Second, I did not "opine" that one war goal among some Israeli and U.S. government officials is to overthrow the Palestinian Authority, expel Arafat, and force Palestinians from their land. Rather I was citing statements from those quarters that explicitly advocate those policies. There is a difference between opinion and fact. More important, such facts should invite critical inquiry instead of glib acceptance. Is Ariel Sharon's vision of the Middle East compatible with U.S. interests? Should the Israeli military be free to use American-supplied weapons in any way it deems necessary?
Third, the murder of Israeli and Palestinian civilians in this current conflict cannot be justified under any guise, as neither a tactic of national liberation nor as an "honest" military mistake. Part of our current difficulty in the Middle East can be traced to conflicting policies and double standards. The Bush administration vigorously and rightly condemns attacks (by a minority of Palestinians) on Israeli civilians. But where is that same condemnation and outrage when a 1000-pound (American-made) bomb is dropped on an apartment building in the Gaza Strip?

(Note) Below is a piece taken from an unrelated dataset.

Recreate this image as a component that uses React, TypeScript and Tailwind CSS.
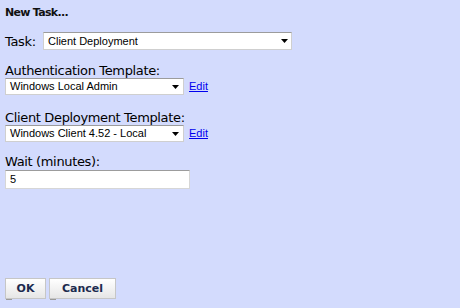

Most Americans would not accept daily human-rights violations, collective punishment, and civilian killings as a tool of state policy. So why do our representatives in Washington tolerate such behavior by a supposed democratic ally? Mr. Sokol's apparent justification for why some Israelis (a minority to be sure) have come to advocate the ethnic cleansing of Palestinians embodies the kind of moral and intellectual cowardice that underlie these contradictions.